Pope Francis has fostered a synodal approach, which promotes an inclusive and all-encompassing dialogue within the church. For Weiler, “that means you also have to have more women in positions of leadership,” which doesn’t necessarily imply the ordination of women to the priesthood or the diaconate.

Women play an outsized role in the Amazon region; many religious sisters work closely with the cut-off Indigenous populations that inhabit it. There are many spaces, at an organisational or pastoral level, that could benefit from female leadership, she said, and to help determine the best policies going forward.

But as the number of priests dwindles in the Amazon, women might be called on even more.
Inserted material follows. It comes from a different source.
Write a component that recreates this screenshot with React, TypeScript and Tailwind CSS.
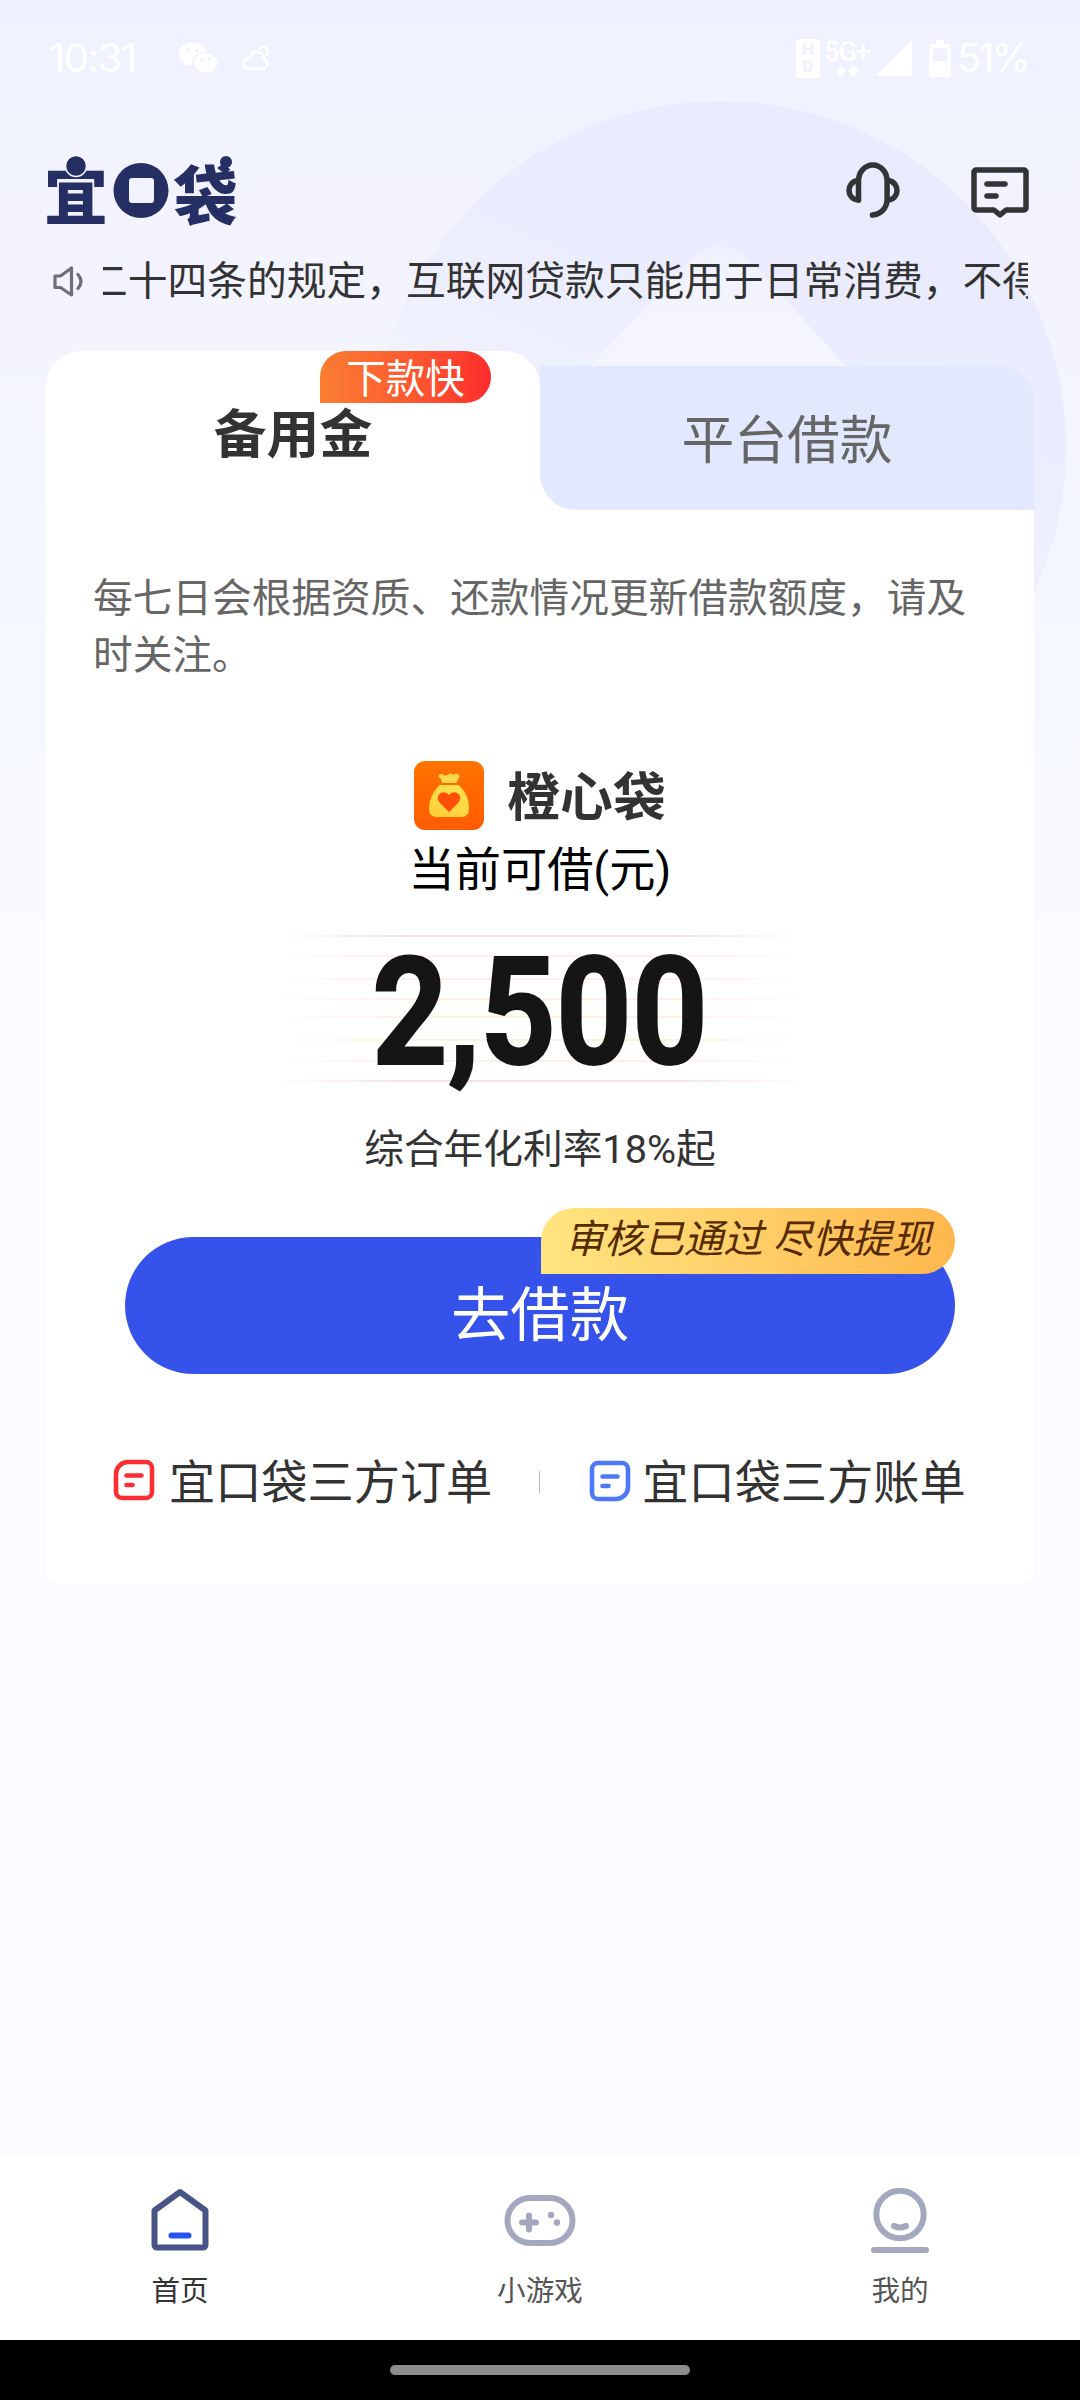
import { RiWechatFill } from "react-icons/ri";

const noteLines = [
  "mt-0 bg-[linear-gradient(90deg,transparent,#f9e0dc_25%,#f9e0dc_75%,transparent)]",
  "mt-[18px] bg-[linear-gradient(90deg,transparent,#fff0e4_25%,#fff0e4_75%,transparent)]",
  "mt-[21px] bg-[linear-gradient(90deg,transparent,#fff0e4_25%,#fff0e4_75%,transparent)]",
  "mt-[18px] bg-[linear-gradient(90deg,transparent,#fff0e0_25%,#fff0e0_75%,transparent)]",
  "mt-[16px] bg-[linear-gradient(90deg,transparent,#fff1de_25%,#fff1de_75%,transparent)]",
  "mt-[21px] bg-[linear-gradient(90deg,transparent,#fff1de_25%,#fff1de_75%,transparent)]",
  "mt-[19px] bg-[linear-gradient(90deg,transparent,#fff0e4_25%,#fff0e4_75%,transparent)]",
  "mt-[18px] bg-[linear-gradient(90deg,transparent,#fbe0e5_25%,#fbe0e5_75%,transparent)]",
];

const Backdrop = () => (
  <svg className="absolute left-0 top-0" width="1080" height="915" viewBox="0 0 1080 915">
    <defs>
      <linearGradient id="sky" x1="0" y1="0" x2="0" y2="1">
        <stop offset="0" stopColor="#f0f1ff" />
        <stop offset="1" stopColor="#f8faff" />
      </linearGradient>
      <linearGradient id="disc" gradientUnits="userSpaceOnUse" x1="860" y1="160" x2="660" y2="620">
        <stop offset="0" stopColor="#e9eafc" />
        <stop offset="0.35" stopColor="#ebecfd" />
        <stop offset="1" stopColor="#f4f6ff" />
      </linearGradient>
      <linearGradient id="peak" gradientUnits="userSpaceOnUse" x1="0" y1="240" x2="0" y2="320">
        <stop offset="0" stopColor="#eff0fe" />
        <stop offset="1" stopColor="#f4f5ff" />
      </linearGradient>
    </defs>
    <rect width="1080" height="915" fill="url(#sky)" />
    <circle cx="720" cy="447" r="346" fill="url(#disc)" />
    <path d="M540 420 L690 260 Q719 232 750 260 L894 420 Z" fill="url(#peak)" />
  </svg>
);

const StatusBar = () => (
  <div className="flex h-[116px] items-center pl-[49px] pr-[52px] text-white">
    <span className="w-[86px] font-['Inter'] text-[40px] leading-none tracking-[-1.5px]">10:31</span>
    <RiWechatFill className="ml-[42px] h-[42px] w-[42px]" />
    <svg className="ml-[22px]" width="30" height="26" viewBox="0 0 30 26" fill="none" stroke="currentColor" strokeWidth="2.6" strokeLinecap="round">
      <path d="M7 24h14a5 5 0 0 0 2-9.600a7 7 0 0 0-14-1.400a5.600 5.600 0 0 0-2 11z" />
      <path d="M18 4a5 5 0 1 1 8 6" />
    </svg>
    <div className="ml-auto flex h-[40px] items-center">
      <div className="flex h-[39px] w-[24px] flex-col items-center justify-center rounded-[3px] bg-white font-['Roboto'] text-[17px] font-black leading-[17px] text-[#f0f1ff]">
        <span>H</span>
        <span>D</span>
      </div>
      <div className="ml-[4px] flex w-[46px] flex-col items-center">
        <span className="font-['Roboto'] text-[27px] font-medium leading-[26px] tracking-[-1px]">5G+</span>
        <svg width="22" height="12" viewBox="0 0 22 12" fill="currentColor">
          <path d="M5 0l5 6l-5 6l-5-6zM17 0l5 6l-5 6l-5-6z" />
        </svg>
      </div>
      <svg className="ml-[6px]" width="36" height="36" viewBox="0 0 36 36" fill="currentColor">
        <path d="M36 0v36H0z" />
      </svg>
      <svg className="ml-[17px]" width="22" height="37" viewBox="0 0 22 37">
        <path fill="currentColor" fillRule="evenodd" d="M7 0h8v4h5a2 2 0 0 1 2 2v29a2 2 0 0 1-2 2H2a2 2 0 0 1-2-2V6a2 2 0 0 1 2-2h5zM4 8v13h14V8z" />
      </svg>
      <span className="ml-[6px] w-[71px] font-['Inter'] text-[40px] leading-none tracking-[-3px]">51%</span>
    </div>
  </div>
);

const Logo = () => (
  <svg className="overflow-visible" width="190" height="69" viewBox="0 0 190 69" fill="#252f63">
    <g fontFamily="'Noto Sans CJK SC', sans-serif" fontWeight="900">
      <text x="-2" y="63" fontSize="64">宜</text>
      <circle cx="95" cy="34.500" r="27.500" />
      <text x="76" y="48" fontSize="38">口</text>
      <text x="127.500" y="63" fontSize="64">袋</text>
    </g>
    <rect x="83" y="22" width="25" height="25" rx="3" fill="#f1f3ff" />
    <circle cx="30" cy="10" r="10.500" stroke="#f1f3ff" strokeWidth="1.500" />
    <circle cx="180" cy="6" r="6" />
  </svg>
);

const Header = () => (
  <div className="flex h-[110px] items-start pl-[46px] pr-[51px] pt-[40px]">
    <Logo />
    <svg className="ml-auto mt-[6px]" width="54" height="56" viewBox="0 0 54 56" fill="none" stroke="#333436" strokeWidth="5.500" strokeLinecap="round" strokeLinejoin="round">
      <path d="M12.500 38V19a14.300 16 0 0 1 28.600 0v18c0 9-6 15.500-14.600 16" />
      <path d="M12 18.500C6 19 3 24 3 28.500s3 9 9.500 9.500" />
      <path d="M42 18.500c6 .5 9 5.500 9 10s-3 9-9 9.500" />
    </svg>
    <svg className="ml-[71px] mt-[11px]" width="58" height="52" viewBox="0 0 58 52" fill="none" stroke="#333436" strokeWidth="5.500" strokeLinecap="round" strokeLinejoin="round">
      <path d="M5 3h48a2 2 0 0 1 2 2v36a2 2 0 0 1-2 2H35l-6 5l-6-5H5a2 2 0 0 1-2-2V5a2 2 0 0 1 2-2z" />
      <path d="M16 17h18M16 29h9" />
    </svg>
  </div>
);

const Notice = () => (
  <div className="flex h-[125px] items-start pl-[53px] pr-[52px] pt-[26px]">
    <svg className="mt-[14px]" width="31" height="31" viewBox="0 0 31 31" fill="none" stroke="#6f7077" strokeWidth="3.200" strokeLinejoin="round" strokeLinecap="round">
      <path d="M2 10h5.500L18.500 2v27L7.500 21.500H2z" />
      <path d="M25 8.500q6 7 0 14" />
    </svg>
    <div className="ml-[19px] h-[60px] flex-1 overflow-hidden whitespace-nowrap">
      <p className="ml-[-15px] text-[39.750px] leading-[60px] text-[#333]">
        二十四条的规定，互联网贷款只能用于日常消费，不得
      </p>
    </div>
  </div>
);

const Tabs = () => (
  <div className="flex h-[159px] items-end">
    <div className="relative flex h-[159px] w-[494px] justify-center rounded-t-[36px] bg-white pt-[54px]">
      <span className="text-[52.800px] font-bold leading-[60px] text-[#333]">备用金</span>
      <span className="absolute left-[274px] top-0 flex h-[52px] w-[171px] items-center justify-center rounded-t-[26px] rounded-br-[26px] bg-gradient-to-r from-[#fa7d32] to-[#fd292d] pt-[5px] text-[39.600px] leading-none text-white">
        下款快
      </span>
    </div>
    <div className="h-[144px] w-[494px] rounded-tr-[36px] bg-linear-to-t from-white from-50% to-transparent to-50%">
      <div className="flex h-full justify-center rounded-bl-[36px] rounded-tr-[36px] bg-[#e2e8fe] pt-[45px]">
        <span className="text-[52.800px] leading-[60px] text-[#666]">平台借款</span>
      </div>
    </div>
  </div>
);

const BagIcon = () => (
  <svg width="70" height="69" viewBox="0 0 70 69">
    <defs>
      <linearGradient id="tile" x1="0" y1="0" x2="0" y2="1">
        <stop offset="0" stopColor="#ff7300" />
        <stop offset="1" stopColor="#ff5c00" />
      </linearGradient>
      <linearGradient id="bag" x1="1" y1="0" x2="0.4" y2="1">
        <stop offset="0" stopColor="#ffe850" />
        <stop offset="1" stopColor="#ffcf3c" />
      </linearGradient>
    </defs>
    <rect width="70" height="69" rx="11" fill="url(#tile)" />
    <path d="M24.500 14q2-2 5 0q2 1.500 5-1q3-1.500 5 1q2.500-3 5.500 0q1.500 2-1 4L42.500 22H28l-1-4q-3-1.500-2.500-4z" fill="#ffd84a" />
    <path d="M26 24h18.500c6 5 11 14 10.500 24q0 8-8 8H23q-8 0-8-8c0-10 5-19 11-24z" fill="url(#bag)" />
    <path d="M35 51L26 42c-7-8 4-15 9-8c5-7 16 0 9 8z" fill="#ff4f08" />
  </svg>
);

const Amount = () => (
  <div className="relative mt-[32px] h-[148px] w-[530px]">
    <div className="flex flex-col">
      {noteLines.map((line, i) => (
        <div key={i} className={`h-[2px] ${line}`} />
      ))}
    </div>
    <div className="absolute inset-x-0 top-0 flex justify-center">
      <span className="mt-[4px] scale-x-[0.875] font-['Roboto'] text-[151px] font-bold leading-[148px] text-[#151515] [-webkit-text-stroke:2px_#151515]">
        2,500
      </span>
    </div>
  </div>
);

const LoanButton = () => (
  <button className="relative mt-[58px] flex h-[137px] w-[830px] justify-center rounded-full bg-[#3553eb] pt-[45px]">
    <span className="text-[59.400px] leading-[68px] text-white">去借款</span>
    <span className="absolute right-0 top-[-29px] flex h-[66px] w-[414px] items-center justify-center whitespace-nowrap rounded-t-[33px] rounded-br-[33px] bg-gradient-to-r from-[#ffe581] to-[#ffb74d] pb-[2px] text-[39.600px] italic leading-none text-[#562b00]">
      审核已通过 尽快提现
    </span>
  </button>
);

const OrderLinks = () => (
  <div className="mt-[76px] flex h-[66px] w-full items-center pl-[67px] text-[46.200px] leading-[66px] text-[#333]">
    <svg className="mb-[6px]" width="42" height="42" viewBox="0 0 42 42" fill="none" stroke="#f92f32" strokeWidth="4.600" strokeLinecap="round">
      <path d="M15 3h18a6 6 0 0 1 6 6v24a6 6 0 0 1-6 6H9a6 6 0 0 1-6-6V15A12 12 0 0 1 15 3z" />
      <path d="M13.500 16.500h15M13.500 26h6" />
    </svg>
    <span className="ml-[14px]">宜口袋三方订单</span>
    <i className="mb-[3px] ml-[47px] h-[22px] w-px bg-[#bbb]" />
    <svg className="mb-[5px] ml-[49px]" width="42" height="42" viewBox="0 0 42 42" fill="none" stroke="#4d79f7" strokeWidth="4.600" strokeLinecap="round">
      <path d="M9 3h24a6 6 0 0 1 6 6v18a12 12 0 0 1-12 12H9a6 6 0 0 1-6-6V9a6 6 0 0 1 6-6z" />
      <path d="M13.500 16.500h15M13.500 26h6" />
    </svg>
    <span className="ml-[11px]">宜口袋三方账单</span>
  </div>
);

const BottomNav = () => (
  <nav className="flex h-[185px] bg-white text-[28.600px] leading-[40px] text-[#555]">
    <div className="flex flex-1 flex-col items-center pt-[33px]">
      <svg width="58" height="64" viewBox="0 0 58 64" fill="none" strokeWidth="6" strokeLinecap="round" strokeLinejoin="round">
        <path d="M29 4L54.500 22.500V57a2.500 2.500 0 0 1-2.500 2.500H6A2.500 2.500 0 0 1 3.500 57V22.500z" stroke="#495486" />
        <path d="M20.500 47.500h17" stroke="#2654f5" />
      </svg>
      <span className="mt-[19px] text-[#333]">首页</span>
    </div>
    <div className="flex flex-1 flex-col items-center pt-[33px]">
      <svg width="72" height="64" viewBox="0 0 72 64" fill="none" stroke="#a4a8bf" strokeWidth="6" strokeLinecap="round">
        <rect x="3.500" y="10" width="65" height="45" rx="22.500" />
        <path d="M18 34.500h14M25 27.500v14" />
        <circle cx="47" cy="27" r="3.200" fill="#a4a8bf" stroke="none" />
        <circle cx="53" cy="34.500" r="3.200" fill="#a4a8bf" stroke="none" />
      </svg>
      <span className="mt-[19px]">小游戏</span>
    </div>
    <div className="flex flex-1 flex-col items-center pt-[33px]">
      <svg width="58" height="65" viewBox="0 0 58 65" fill="none" stroke="#a4a8bf" strokeWidth="6" strokeLinecap="round">
        <circle cx="29" cy="26.500" r="23.700" />
        <path d="M23 38q6 3 12 0M3 62h52" />
      </svg>
      <span className="mt-[18px]">我的</span>
    </div>
  </nav>
);

const App = () => {
  return (
    <div className="relative flex h-[2400px] w-[1080px] flex-col overflow-hidden bg-[#fafbff] font-['Roboto','Noto_Sans_CJK_SC',sans-serif]">
      <Backdrop />

      <div className="relative flex flex-1 flex-col">
        <StatusBar />
        <Header />
        <Notice />

        <main className="mx-[46px]">
          <Tabs />
          <section className="flex h-[1074px] flex-col items-center rounded-b-[12px] bg-white pt-[60px]">
            <p className="w-full pl-[47px] pr-[60px] text-[39.700px] leading-[57px] text-[#666]">
              每七日会根据资质、还款情况更新借款额度，请及时关注。
            </p>

            <div className="mt-[77px] flex h-[69px] items-center">
              <BagIcon />
              <h2 className="ml-[23px] pt-[5px] text-[52.800px] font-bold leading-[64px] text-[#333]">橙心袋</h2>
            </div>
            <p className="mt-[7px] text-[46.200px] leading-[66px] text-black">当前可借(元)</p>

            <Amount />
            <p className="mt-[38px] text-[39.700px] leading-[58px] text-[#333]">综合年化利率18%起</p>

            <LoanButton />
            <OrderLinks />
          </section>
        </main>

        <div className="mt-auto">
          <BottomNav />
          <div className="flex h-[60px] justify-center bg-black pt-[25px]">
            <div className="h-[10px] w-[300px] rounded-full bg-[#8d8d8d]" />
          </div>
        </div>
      </div>
    </div>
  );
};

export default App;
The drop in vocations and the shortage of priests working in the Amazon forest, which extends over thousands of miles and nine countries, has contributed to a “religious transit” where many Indigenous peoples choose evangelical churches over Catholic ones, according to Bishop Joaquín Pertíñez Fernández of Rio Branco, Brazil.

“There are many reasons why people go from one religion to another,” he told journalists at the news conference. “Among the reasons is welcoming and care, the response to the needs of the faithful.

“Due to the lack of priests, we don’t have the preconditions to be present everywhere. There are religious gaps that we as Catholics cannot fill, and others come to occupy them,” he added.